PROVIDED RECORDS:
◇ ◇ ◇ ◇ ◇

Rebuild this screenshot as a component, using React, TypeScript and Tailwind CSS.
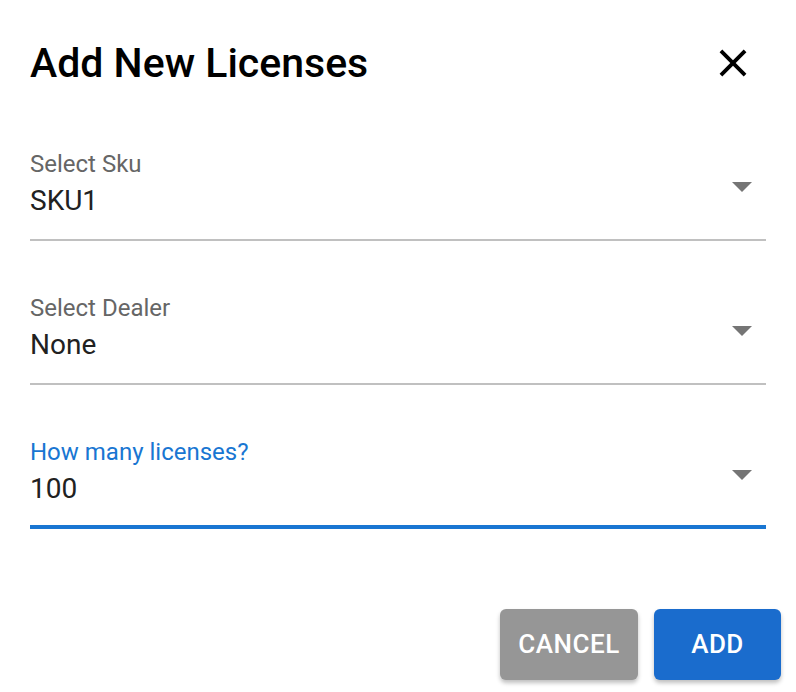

◇ ◇ ◇ ◇ ◇

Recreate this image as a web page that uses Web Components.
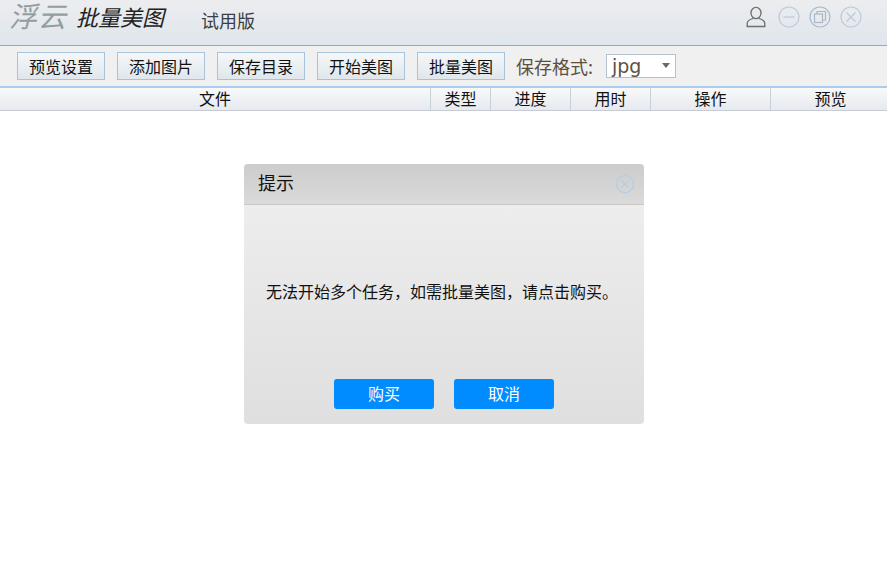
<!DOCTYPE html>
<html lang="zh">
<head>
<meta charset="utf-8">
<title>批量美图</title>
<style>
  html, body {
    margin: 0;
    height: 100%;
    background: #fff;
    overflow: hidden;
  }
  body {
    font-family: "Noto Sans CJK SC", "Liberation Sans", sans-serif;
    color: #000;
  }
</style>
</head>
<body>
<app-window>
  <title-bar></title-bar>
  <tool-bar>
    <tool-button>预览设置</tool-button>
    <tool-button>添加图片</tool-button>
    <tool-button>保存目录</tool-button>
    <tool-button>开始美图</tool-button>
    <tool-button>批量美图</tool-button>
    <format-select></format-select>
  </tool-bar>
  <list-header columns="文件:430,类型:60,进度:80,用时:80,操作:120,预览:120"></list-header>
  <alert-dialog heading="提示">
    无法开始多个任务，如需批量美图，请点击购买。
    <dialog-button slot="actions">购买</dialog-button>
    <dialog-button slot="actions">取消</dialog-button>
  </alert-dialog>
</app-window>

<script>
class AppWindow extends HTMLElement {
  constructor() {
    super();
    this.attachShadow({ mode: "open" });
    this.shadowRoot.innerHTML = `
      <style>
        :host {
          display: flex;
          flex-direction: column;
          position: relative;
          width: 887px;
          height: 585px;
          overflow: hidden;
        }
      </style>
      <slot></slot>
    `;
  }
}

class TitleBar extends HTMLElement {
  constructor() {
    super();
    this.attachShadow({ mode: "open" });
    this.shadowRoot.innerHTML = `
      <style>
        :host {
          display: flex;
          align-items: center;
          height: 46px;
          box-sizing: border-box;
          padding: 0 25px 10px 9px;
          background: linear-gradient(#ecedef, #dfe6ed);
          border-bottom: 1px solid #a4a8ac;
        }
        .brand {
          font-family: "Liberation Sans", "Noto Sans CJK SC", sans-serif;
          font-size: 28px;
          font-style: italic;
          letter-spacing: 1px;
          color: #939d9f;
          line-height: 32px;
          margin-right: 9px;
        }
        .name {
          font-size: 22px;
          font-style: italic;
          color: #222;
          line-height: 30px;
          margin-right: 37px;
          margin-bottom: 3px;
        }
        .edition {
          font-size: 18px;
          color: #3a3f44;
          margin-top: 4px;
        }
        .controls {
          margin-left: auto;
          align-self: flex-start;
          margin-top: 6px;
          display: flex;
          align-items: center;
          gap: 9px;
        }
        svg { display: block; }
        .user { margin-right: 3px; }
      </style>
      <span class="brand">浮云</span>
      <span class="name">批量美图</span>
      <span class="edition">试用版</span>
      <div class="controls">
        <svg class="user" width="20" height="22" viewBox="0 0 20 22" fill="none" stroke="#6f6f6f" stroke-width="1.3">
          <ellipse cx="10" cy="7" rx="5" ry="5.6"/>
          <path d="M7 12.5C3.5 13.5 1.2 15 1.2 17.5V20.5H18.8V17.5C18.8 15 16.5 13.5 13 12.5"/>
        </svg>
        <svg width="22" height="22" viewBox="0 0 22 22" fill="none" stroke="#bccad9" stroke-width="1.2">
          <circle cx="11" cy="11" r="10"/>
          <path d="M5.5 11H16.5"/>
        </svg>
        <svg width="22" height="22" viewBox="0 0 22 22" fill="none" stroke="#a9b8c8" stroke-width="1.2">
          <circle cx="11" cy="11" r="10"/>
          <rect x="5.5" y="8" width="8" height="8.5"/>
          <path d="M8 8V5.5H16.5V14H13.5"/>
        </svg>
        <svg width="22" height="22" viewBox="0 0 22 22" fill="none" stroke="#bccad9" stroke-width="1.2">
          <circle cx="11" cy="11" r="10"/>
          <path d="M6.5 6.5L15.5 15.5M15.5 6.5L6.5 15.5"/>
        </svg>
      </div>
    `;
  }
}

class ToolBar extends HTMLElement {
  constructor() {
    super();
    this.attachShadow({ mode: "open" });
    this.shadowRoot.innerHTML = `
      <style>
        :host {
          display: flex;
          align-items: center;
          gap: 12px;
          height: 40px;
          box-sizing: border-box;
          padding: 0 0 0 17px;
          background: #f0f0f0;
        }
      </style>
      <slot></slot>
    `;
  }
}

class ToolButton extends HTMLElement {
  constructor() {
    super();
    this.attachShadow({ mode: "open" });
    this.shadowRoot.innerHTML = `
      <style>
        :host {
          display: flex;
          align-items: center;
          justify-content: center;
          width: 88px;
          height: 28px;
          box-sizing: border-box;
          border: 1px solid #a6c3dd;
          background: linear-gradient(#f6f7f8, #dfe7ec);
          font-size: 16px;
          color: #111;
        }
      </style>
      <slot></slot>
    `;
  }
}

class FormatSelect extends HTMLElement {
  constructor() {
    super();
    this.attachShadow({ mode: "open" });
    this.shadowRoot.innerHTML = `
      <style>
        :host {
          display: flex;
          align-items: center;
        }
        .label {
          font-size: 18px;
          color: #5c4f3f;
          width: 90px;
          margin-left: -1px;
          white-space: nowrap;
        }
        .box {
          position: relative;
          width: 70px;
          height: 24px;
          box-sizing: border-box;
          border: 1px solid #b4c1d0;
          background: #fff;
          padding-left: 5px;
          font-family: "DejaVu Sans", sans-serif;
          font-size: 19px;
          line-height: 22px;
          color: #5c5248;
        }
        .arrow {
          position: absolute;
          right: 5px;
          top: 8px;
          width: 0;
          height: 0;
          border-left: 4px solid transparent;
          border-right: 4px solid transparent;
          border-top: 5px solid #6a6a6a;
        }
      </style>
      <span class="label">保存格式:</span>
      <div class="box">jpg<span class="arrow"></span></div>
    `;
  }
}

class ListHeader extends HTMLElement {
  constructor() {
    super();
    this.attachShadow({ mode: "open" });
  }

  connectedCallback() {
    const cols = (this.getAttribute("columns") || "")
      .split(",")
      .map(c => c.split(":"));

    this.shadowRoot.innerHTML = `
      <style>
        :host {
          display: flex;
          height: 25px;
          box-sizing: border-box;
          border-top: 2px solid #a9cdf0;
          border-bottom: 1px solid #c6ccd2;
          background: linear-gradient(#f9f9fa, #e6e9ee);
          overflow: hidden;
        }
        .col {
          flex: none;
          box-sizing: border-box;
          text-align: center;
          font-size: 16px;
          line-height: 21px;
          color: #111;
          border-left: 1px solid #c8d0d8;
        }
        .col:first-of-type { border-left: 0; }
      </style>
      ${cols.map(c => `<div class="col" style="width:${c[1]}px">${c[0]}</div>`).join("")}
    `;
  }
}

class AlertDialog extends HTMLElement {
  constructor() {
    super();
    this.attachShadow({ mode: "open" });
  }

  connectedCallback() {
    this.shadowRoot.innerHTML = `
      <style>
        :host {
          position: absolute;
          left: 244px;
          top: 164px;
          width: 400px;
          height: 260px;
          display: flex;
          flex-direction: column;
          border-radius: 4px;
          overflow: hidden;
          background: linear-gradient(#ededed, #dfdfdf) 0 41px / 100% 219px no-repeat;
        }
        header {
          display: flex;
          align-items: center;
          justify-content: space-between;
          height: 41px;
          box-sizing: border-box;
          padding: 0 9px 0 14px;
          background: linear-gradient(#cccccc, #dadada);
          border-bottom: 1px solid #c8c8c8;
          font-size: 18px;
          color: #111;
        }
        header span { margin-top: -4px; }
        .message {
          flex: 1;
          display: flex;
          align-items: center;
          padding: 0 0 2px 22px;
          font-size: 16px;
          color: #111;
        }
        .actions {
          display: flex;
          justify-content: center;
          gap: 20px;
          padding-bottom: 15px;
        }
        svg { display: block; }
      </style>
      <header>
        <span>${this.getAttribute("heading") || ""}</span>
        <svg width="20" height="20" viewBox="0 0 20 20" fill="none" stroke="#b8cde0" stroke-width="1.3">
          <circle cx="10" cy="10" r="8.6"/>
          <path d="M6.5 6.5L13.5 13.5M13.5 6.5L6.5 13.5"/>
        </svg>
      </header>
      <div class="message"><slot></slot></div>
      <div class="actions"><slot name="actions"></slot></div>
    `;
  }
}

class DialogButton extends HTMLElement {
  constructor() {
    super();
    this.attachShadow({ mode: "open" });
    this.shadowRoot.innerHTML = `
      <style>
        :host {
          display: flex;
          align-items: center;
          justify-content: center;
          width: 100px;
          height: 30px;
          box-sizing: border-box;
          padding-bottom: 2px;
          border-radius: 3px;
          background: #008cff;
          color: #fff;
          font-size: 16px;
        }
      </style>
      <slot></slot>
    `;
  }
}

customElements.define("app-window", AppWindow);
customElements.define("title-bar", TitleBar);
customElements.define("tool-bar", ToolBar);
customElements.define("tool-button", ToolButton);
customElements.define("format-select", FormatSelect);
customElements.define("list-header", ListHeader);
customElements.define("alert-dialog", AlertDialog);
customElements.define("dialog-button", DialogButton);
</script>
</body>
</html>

◇ ◇ ◇ ◇ ◇

From the records above, copy only the lines running from the line containing "Recreate this image" to the line containing "</app-window>", both ends included. Leave the pictures out.

Recreate this image as a web page that uses Web Components.
<!DOCTYPE html>
<html lang="zh">
<head>
<meta charset="utf-8">
<title>批量美图</title>
<style>
  html, body {
    margin: 0;
    height: 100%;
    background: #fff;
    overflow: hidden;
  }
  body {
    font-family: "Noto Sans CJK SC", "Liberation Sans", sans-serif;
    color: #000;
  }
</style>
</head>
<body>
<app-window>
  <title-bar></title-bar>
  <tool-bar>
    <tool-button>预览设置</tool-button>
    <tool-button>添加图片</tool-button>
    <tool-button>保存目录</tool-button>
    <tool-button>开始美图</tool-button>
    <tool-button>批量美图</tool-button>
    <format-select></format-select>
  </tool-bar>
  <list-header columns="文件:430,类型:60,进度:80,用时:80,操作:120,预览:120"></list-header>
  <alert-dialog heading="提示">
    无法开始多个任务，如需批量美图，请点击购买。
    <dialog-button slot="actions">购买</dialog-button>
    <dialog-button slot="actions">取消</dialog-button>
  </alert-dialog>
</app-window>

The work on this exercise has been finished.